A New York Times analysis of Tucker Carlson Tonight in recent years found that the host mentioned some version of this theory in more than 400 episodes.
Scott Greer, a former editor at the Daily Caller, a conservative news site founded by Carlson, argued the Fox News giant was able to launder numerous far-right, racist talking points from the dark corners of the internet into the mainstream on his show. (Greer left the Caller in 2018, when his past writings for a white nationalist site came to life.)
“Tucker is ultimately on our side,” Mr Greer said on his podcast in 2022. “He can get millions and millions of boomers to nod along with talking points that would have only been seen on VDare or American Renaissance a few years ago.”
Where those points will find a home after Carlson’s exit from Fox News remains undetermined.
Thanks to new digital media tools, a mainstream institution like Fox News is no longer necessary to cultivate a large audience or a handsome salary, whether it’s Joe Rogan netting a deal with Spotify worth reportedly over $200m, or Bari Weiss spinning an acrimonious exit from The New York Times opinion pages into a booming publication on Substack with over 330,000 subscribers and millions in annual earnings.

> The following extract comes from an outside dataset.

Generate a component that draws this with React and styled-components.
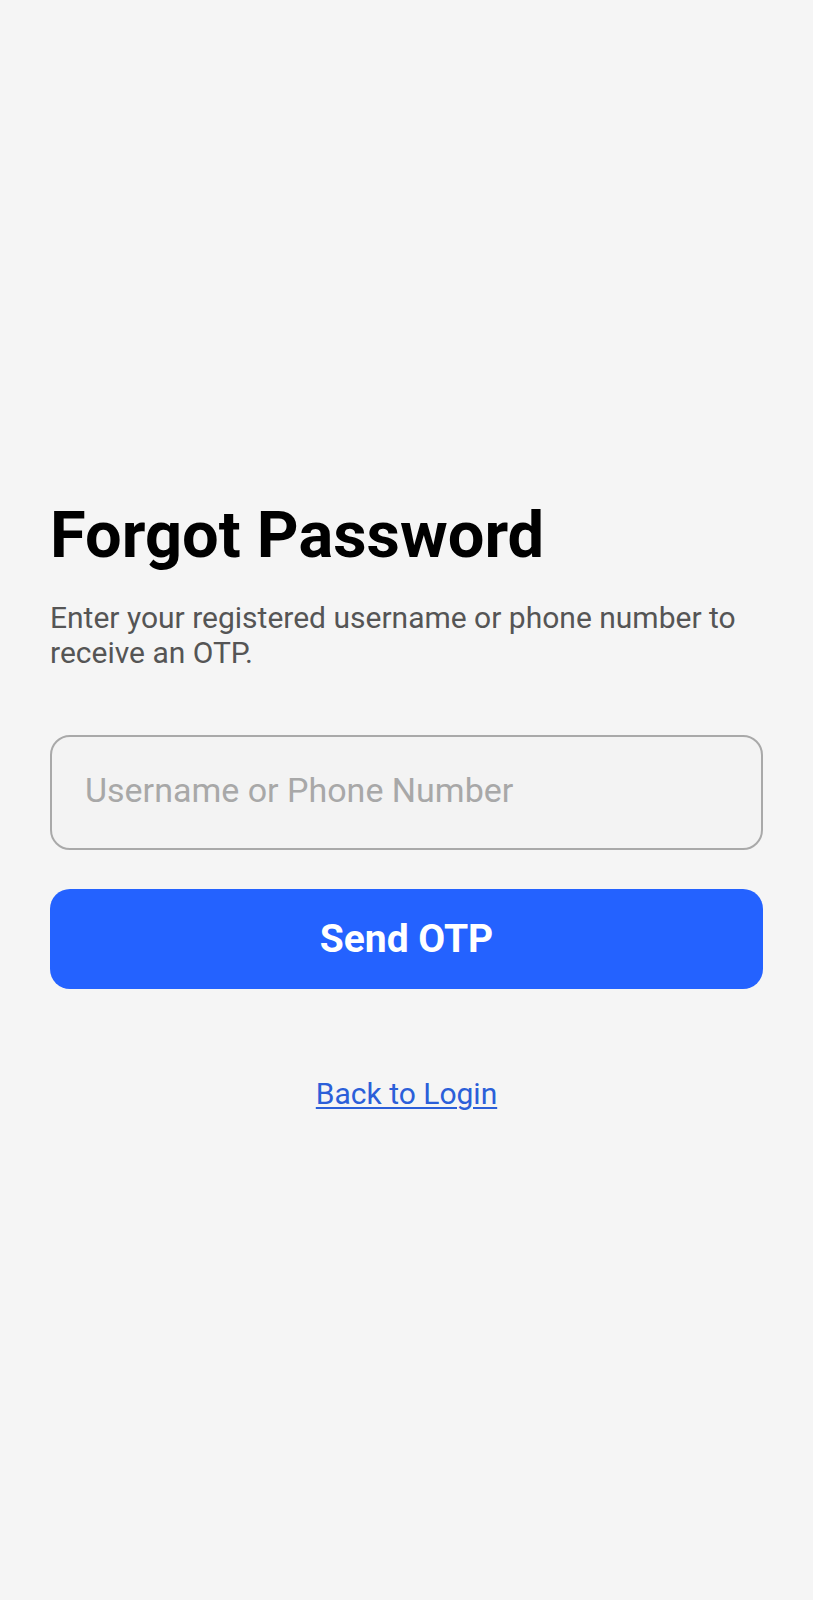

One thing is for certain though: Carlson has a rare ability to fail upward.
He went from, as he put it, spending most of his college years drunk and with poor grades, to being one of the most in-demand magazine writers in the country, penning profiles for for Esquire, The New York Times Magazine, and, The New Republic.
He went from being a bowtie-wearing featured conservative panelist on the CNN debate show Crossfire, to a punching bag, excoriated on air so thoroughly by Jon Stewart in 2005 some speculate it led to the show’s cancellation months later.
After that, he rebounded from a middling stint on MSNBC to become a fixture in the conservative media landscape.
Where he — or Fox News for that matter — lands next after this season of upheaval is unclear, but no doubt, controversy will follow.